Hint 2: Direction Consistency Before entering the cycle detection loop, check if the current move and the next move are in the same direction. If at any point the directions differ, you know this path cannot form a valid cycle. You can check direction by examining the signs of the values.

Hint 3: Avoiding Single-Element Cycles A cycle of length 1 occurs when an element points to itself. You can check this by calculating the next index and seeing if it equals the current index. These should be immediately rejected.

Hint 4: Marking Visited Elements For O(1) space solution, mark elements that you've proven cannot be part of a valid cycle by setting them to 0 (or using another strategy that doesn't require extra arrays). This prevents redundant checking.

Full Solution `` Explanation:

The solution uses Floyd's cycle detection algorithm (slow/fast pointers) with modifications for this problem:

1. Next Index Calculation: We handle the circular nature by using modulo to wrap around the array boundaries.

2. Direction Checking: We ensure all elements in a potential cycle move in the same direction by comparing signs of values.

3. Cycle Detection: For each starting index, we use two pointers:

   • Slow pointer moves one step at a time
   • Fast pointer moves two steps at a time
   • If they meet, a cycle exists

4. Validations: At each step, we check:

   • Direction consistency with the starting direction
   • Not a single-element cycle (element pointing to itself)

5. Optimization: After exploring a path that doesn't lead to a valid cycle, we mark all visited elements as 0. This prevents redundant checking in future iterations.

Time Complexity: O(n) - Each element is visited at most a constant number of times due to the marking strategy.

Space Complexity: O(1) - Only using a few pointer variables, modifying the input array in place for marking.

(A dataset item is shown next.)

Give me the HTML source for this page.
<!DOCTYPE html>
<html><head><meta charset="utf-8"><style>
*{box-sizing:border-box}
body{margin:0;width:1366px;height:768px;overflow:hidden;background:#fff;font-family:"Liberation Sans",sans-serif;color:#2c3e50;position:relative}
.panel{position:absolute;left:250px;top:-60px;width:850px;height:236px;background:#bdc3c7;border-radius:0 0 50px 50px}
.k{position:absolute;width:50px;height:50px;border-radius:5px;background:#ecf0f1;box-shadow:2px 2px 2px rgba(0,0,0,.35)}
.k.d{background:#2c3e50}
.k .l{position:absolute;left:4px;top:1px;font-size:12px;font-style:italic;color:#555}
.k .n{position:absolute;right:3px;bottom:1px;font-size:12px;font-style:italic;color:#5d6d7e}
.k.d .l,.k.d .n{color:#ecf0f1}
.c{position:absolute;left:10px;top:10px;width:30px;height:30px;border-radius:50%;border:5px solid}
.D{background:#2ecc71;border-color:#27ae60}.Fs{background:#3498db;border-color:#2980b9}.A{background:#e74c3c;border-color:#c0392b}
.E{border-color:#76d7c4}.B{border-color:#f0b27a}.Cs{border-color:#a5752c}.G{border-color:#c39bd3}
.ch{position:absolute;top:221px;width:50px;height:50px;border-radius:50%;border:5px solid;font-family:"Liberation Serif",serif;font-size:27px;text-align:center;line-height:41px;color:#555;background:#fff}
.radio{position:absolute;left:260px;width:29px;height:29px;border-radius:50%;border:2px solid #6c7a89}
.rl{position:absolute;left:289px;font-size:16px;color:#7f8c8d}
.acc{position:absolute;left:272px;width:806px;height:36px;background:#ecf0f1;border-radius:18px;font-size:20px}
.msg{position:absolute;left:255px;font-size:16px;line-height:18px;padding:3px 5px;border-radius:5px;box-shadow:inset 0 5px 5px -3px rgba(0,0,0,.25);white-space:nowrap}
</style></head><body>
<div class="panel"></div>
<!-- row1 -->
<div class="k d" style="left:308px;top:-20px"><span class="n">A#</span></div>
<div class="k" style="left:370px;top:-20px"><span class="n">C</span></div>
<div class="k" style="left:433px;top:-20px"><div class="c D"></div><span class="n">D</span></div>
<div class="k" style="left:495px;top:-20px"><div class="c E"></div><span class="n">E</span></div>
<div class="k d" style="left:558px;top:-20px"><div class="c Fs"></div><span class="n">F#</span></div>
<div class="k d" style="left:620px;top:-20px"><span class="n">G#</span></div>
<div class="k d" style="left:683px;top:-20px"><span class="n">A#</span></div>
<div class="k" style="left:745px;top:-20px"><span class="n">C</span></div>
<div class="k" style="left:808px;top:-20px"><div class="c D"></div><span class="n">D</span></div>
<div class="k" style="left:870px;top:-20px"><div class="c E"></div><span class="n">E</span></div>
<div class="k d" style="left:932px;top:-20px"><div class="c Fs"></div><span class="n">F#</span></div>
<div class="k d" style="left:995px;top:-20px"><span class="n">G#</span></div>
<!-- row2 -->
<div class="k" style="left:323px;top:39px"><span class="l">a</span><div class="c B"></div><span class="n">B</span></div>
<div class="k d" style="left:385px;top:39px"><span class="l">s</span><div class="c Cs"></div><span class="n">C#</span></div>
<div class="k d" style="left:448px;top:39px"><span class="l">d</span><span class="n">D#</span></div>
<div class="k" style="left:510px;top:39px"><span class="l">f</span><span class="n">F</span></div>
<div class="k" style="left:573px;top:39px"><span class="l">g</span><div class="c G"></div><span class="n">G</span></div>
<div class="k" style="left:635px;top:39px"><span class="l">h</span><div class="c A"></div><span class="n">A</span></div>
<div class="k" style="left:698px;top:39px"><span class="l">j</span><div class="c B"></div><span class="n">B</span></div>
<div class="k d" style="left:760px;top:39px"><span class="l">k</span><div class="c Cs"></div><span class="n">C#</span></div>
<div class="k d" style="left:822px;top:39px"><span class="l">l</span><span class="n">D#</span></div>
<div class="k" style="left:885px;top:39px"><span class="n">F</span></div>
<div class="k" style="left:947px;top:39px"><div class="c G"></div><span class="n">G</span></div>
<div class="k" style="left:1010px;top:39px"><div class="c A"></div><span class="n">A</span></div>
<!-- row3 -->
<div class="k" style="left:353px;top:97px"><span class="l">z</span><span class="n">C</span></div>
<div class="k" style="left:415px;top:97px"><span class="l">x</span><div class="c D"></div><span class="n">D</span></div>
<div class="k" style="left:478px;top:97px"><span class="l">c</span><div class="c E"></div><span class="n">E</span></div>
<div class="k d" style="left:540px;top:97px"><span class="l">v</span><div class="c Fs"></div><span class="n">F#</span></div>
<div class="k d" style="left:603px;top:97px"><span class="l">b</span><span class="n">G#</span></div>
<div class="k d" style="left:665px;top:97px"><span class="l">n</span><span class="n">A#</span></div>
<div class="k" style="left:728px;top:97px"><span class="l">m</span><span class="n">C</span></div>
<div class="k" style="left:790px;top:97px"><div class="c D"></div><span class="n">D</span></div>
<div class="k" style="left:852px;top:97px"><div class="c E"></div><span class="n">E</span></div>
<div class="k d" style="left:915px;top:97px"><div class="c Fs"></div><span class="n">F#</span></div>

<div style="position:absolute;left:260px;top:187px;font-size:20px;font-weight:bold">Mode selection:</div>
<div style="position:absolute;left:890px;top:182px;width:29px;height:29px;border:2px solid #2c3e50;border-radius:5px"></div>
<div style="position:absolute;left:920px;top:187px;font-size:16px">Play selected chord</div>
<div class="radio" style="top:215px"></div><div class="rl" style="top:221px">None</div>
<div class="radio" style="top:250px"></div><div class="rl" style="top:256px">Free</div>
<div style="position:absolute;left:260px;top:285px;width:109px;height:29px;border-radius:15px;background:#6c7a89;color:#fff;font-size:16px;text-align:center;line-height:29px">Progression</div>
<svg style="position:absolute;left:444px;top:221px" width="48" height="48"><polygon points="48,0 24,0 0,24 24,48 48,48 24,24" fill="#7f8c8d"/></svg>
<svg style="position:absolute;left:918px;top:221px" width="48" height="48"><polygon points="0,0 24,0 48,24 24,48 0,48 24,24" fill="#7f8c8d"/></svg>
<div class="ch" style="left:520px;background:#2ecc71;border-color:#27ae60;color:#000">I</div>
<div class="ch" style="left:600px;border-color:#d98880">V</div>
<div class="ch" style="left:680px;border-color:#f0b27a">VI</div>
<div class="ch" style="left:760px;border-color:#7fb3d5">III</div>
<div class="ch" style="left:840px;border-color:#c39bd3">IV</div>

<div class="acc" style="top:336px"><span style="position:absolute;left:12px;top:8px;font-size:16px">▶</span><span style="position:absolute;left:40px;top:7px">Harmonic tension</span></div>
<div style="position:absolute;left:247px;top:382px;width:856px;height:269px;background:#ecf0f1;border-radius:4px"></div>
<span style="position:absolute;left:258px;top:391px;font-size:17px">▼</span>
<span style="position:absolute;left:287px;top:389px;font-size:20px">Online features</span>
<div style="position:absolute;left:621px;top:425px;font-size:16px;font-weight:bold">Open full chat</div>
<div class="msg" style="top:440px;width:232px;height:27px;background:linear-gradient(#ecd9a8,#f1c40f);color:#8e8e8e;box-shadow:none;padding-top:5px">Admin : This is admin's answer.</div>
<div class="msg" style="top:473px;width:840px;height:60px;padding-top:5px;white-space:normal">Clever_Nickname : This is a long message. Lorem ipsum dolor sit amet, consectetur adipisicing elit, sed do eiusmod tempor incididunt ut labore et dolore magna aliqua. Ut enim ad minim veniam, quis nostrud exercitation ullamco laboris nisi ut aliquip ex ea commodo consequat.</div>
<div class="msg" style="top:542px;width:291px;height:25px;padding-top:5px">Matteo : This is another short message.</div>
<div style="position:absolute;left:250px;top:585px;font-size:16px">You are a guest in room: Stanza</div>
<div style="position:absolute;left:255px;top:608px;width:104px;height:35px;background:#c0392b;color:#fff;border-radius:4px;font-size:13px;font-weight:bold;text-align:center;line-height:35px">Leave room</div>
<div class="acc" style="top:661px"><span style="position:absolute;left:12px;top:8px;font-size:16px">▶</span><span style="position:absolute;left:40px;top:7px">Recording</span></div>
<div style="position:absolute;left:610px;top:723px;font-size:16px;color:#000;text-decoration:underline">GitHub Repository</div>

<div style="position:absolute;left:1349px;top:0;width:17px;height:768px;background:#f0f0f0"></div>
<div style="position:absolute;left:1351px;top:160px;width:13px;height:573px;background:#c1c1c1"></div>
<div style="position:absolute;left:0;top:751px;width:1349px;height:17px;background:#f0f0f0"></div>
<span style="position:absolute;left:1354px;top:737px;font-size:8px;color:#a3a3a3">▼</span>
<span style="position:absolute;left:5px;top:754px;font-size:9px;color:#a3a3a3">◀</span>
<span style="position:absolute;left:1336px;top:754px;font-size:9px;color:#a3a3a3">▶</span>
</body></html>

def circularArrayLoop(nums):
    n = len(nums)
    
    def get_next_index(index):
        """Calculate the next index in the circular array"""
        return (index + nums[index]) % n
    
    def is_same_direction(index1, index2):
        """Check if two indices have the same direction (both positive or both negative)"""
        return (nums[index1] > 0) == (nums[index2] > 0)
    
    # Try starting from each index
    for i in range(n):
        # Skip if already marked as invalid (0)
        if nums[i] == 0:
            continue
        
        # Use slow and fast pointers
        slow = fast = i
        
        # Check if we can form a valid cycle starting from index i
        while True:
            # Move slow pointer one step
            slow = get_next_index(slow)
            
            # Check for single-element cycle or direction change
            if not is_same_direction(i, slow) or slow == get_next_index(slow):
                break
            
            # Move fast pointer two steps
            fast = get_next_index(fast)
            if not is_same_direction(i, fast) or fast == get_next_index(fast):
                break
            
            fast = get_next_index(fast)
            if not is_same_direction(i, fast) or fast == get_next_index(fast):
                break
            
            # If slow and fast meet, we found a cycle
            if slow == fast:
                return True
        
        # Mark all elements in this path as invalid by setting to 0
        # This optimizes future iterations
        slow = i
        direction = nums[i]
        while is_same_direction(slow, i) and nums[slow] != 0:
            next_index = get_next_index(slow)
            nums[slow] = 0
            slow = next_index
    
    return False